The bulls, Steve, Artie, and Robert, were discovered alongside ten piglets, lacking food and water, at a vacant property adjoining the slaughterhouse during a mission to save a domestic goose that had escaped from the property of the convicted animal killer Carlos Lauro, 76, of Riverhead, according to Humane Long Island.
“They were out there shivering just in a pile together,” John Di Leonardo, anthrozoologist and executive director of Humane Long Island told 1010 WINS. “They had the little cracks on their noses from the cold. They were very hungry but they are recovering well.”
Humane Long Island believes that someone tried to steal the bulls by cutting a hole in the fence on Saturday.
The investigation into Lauro began after Blitzkrieg, a one-year-old German Shepherd, was brought to VCA Veterinary Hospital in Westbury with a paralysis-inducing gunshot wound. Authorities found that Lauro had also killed another German Shepherd, Cranky, in a similarly brutal manner. Eight surviving dogs and numerous other animals, including goats, pigs, cows, chickens, and geese, were found on Lauro's property, along with multiple deceased animals.

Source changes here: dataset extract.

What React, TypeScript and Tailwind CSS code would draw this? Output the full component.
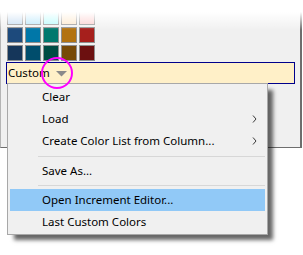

Lauro pleaded guilty to fatally shooting a German Shepherd and was sentenced to a year in prison along with a 20-year ban on animal ownership on Jan. 18.
The bulls are now set to be moved to their new forever home at Tamerlaine Sanctuary & Preserve in Montague, New Jersey, on Tuesday.
Tamerlaine Sanctuary & Preserve, where the bulls will be relocated, is dedicated to the rescue and care of abused, neglected, and discarded farmed animals.
"If the rescue of these sweet bulls or the deaths of dogs Blitzkrieg and Cranky move you, Humane Long Island urges you to reconsider the animals on your plate and go vegan,” Leonardo said. “When it comes to the capacity to suffer and feel pain and fear, dogs are no different from chickens, goats, and cows."